La peur de découvrir des secrets à Rashid 2
Ce n'est pas facile. L'une des principales demandes est que le directeur général du Centre spatial Mohammed bin Rashid de Dubaï (MBRSC), Salem Humaid Al-Marri, explique et justifie les mesures qu'il mettra en œuvre pour empêcher les techniciens chinois d'accéder à la conception de Rashid 2, voire de le démanteler et d'en connaître les technologies. Mais les Chinois en seraient-ils capables ?
À première vue, ce ne serait pas difficile. Une fois Rashid 2 sur la base spatiale de Wenchang pour être chargé sur la sonde Chang'e-7 et lancé par la fusée Longue Marche 5, les Américains sont d'avis que les espions chinois sont capables de comploter pour en percer les secrets.
Le professeur Jonathan McDowell, astronome à l'université de Harvard et historien du programme spatial, a la preuve que la CIA a détourné une réplique de la sonde lunaire soviétique Luna 3 pendant environ huit heures. Elle l'a fait en novembre 1959, en se rendant par camion à l'entrepôt où elle devait être stockée avant d'être exposée à l'Auditorium national de Mexico, et l'a remise à sa place après l'avoir démontée et avoir photographié ses entrailles.
Le MBRSC et la China National Space Administration (CNSA) ont conclu un accord depuis septembre 2022 pour que Rashid 2 se rende sur la Lune et y atterrisse à partir de l'atterrisseur chinois Chang'e-7, dont le lancement est prévu en 2026.
La CNSA a ouvert son projet lunaire Chang'e-7 à la coopération internationale afin que des pays tiers puissent contribuer à des initiatives qui nécessitent le soutien de technologies chinoises ou fonctionnent de manière indépendante, comme c'est le cas pour Rashid 2.
Contraintes techniques pour embarquer sur Chang'e-7
Chang'e-7 est une mission appartenant à la quatrième phase du programme chinois d'exploration lunaire et son objectif principal est de collecter des données scientifiques in situ sur le pôle sud lunaire, en particulier sur l'existence de glace d'eau. Elle constitue un tremplin vers la construction, dans les années 2030, d'une future station internationale de recherche lunaire dirigée par la CNSA en coopération avec Roscosmos, l'agence spatiale russe.

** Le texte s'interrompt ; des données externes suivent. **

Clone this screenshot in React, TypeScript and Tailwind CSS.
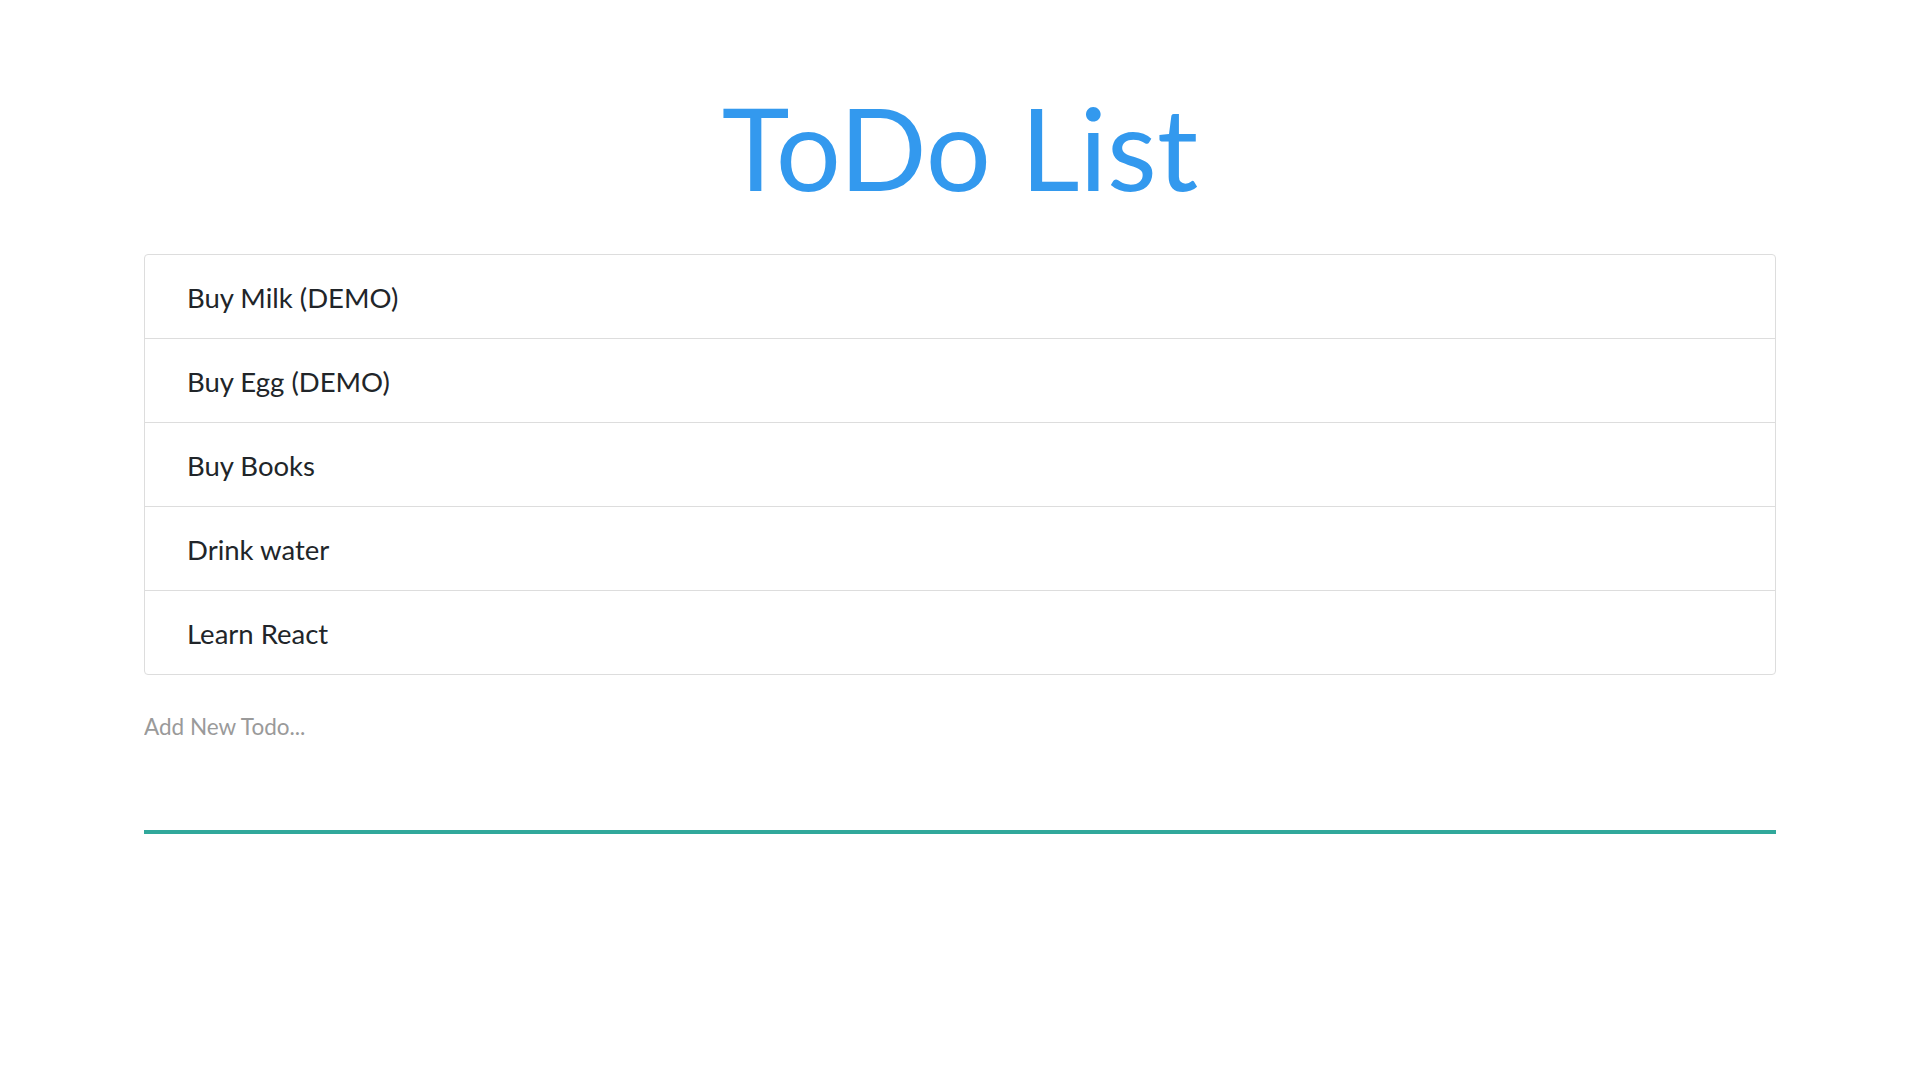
import React from "react"

const todos = ["Buy Milk (DEMO)", "Buy Egg (DEMO)", "Buy Books", "Drink water", "Learn React"]

export default function App() {
  return (
    <div className="min-h-screen w-full bg-white font-['Lato',sans-serif]">
      <div className="mx-auto w-[85%] pt-[89px]">
        {/* Title */}
        <h1 className="text-center text-[115px] leading-none font-normal text-[#3399ee]">ToDo List</h1>

        {/* List */}
        <ul className="mt-[50px] border border-[#dddddd] rounded-[4px]">
          {todos.map((t, i) => (
            <li
              key={t}
              className={`flex items-center pl-[42px] pt-[2px] text-[27.5px] text-[#212529] ${i < todos.length - 1 ? "h-[84px] border-b border-[#dddddd]" : "h-[83px]"}`}
            >
              {t}
            </li>
          ))}
        </ul>

        {/* New todo */}
        <textarea
          placeholder="Add New Todo..."
          className="mt-[37px] block h-[122px] w-full resize-none border-b-4 border-[#31a89b] bg-transparent p-0 text-[22.5px] leading-[30px] text-[#212529] outline-none placeholder:text-[#9a9a9a]"
        />
      </div>
    </div>
  )
}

Pour participer à la mission, Pékin impose un certain nombre de contraintes aux technologies étrangères qui souhaitent voyager sur Chang'e-7 et rouler ensuite sur la surface lunaire. Il s'agit notamment d'un poids maximum de 10 kilos et de dimensions ne dépassant pas 300 x 150 x 150 millimètres.
Une équipe de 11 ingénieurs, sous la direction de Hamad Al-Marzouki, chef du projet d'exploration lunaire des Émirats, s'efforce de remplir les conditions nécessaires pour que le rover Rashid 2 devienne une réalité.
Les restrictions ITAR ne se sont pas appliquées aux précédentes missions spatiales émiraties. La première, lancée en juillet 2020 vers la planète rouge, est toujours opérationnelle. La seconde, vers la Lune en décembre 2022, s'est soldée par un échec à la fin du mois d'avril.
La raison en est que la sonde martienne Al-Amal avait été mise en orbite depuis le Japon à bord d'un lanceur japonais H-2. Celui qui s'est soldé par un désastre est celui transportant le rover Rashid 1, envoyé vers le satellite naturel de la Terre depuis les États-Unis à bord d'une fusée Falcon 9 et du module de surface japonais Hakuto-R. Fidèle allié de Washington, Tokyo n'est pas soumis aux limitations strictes de l'ITAR qui s'appliquent à la Chine, à la Russie, au Belarus, à Cuba, à l'Iran, à la Corée du Nord et à la Syrie.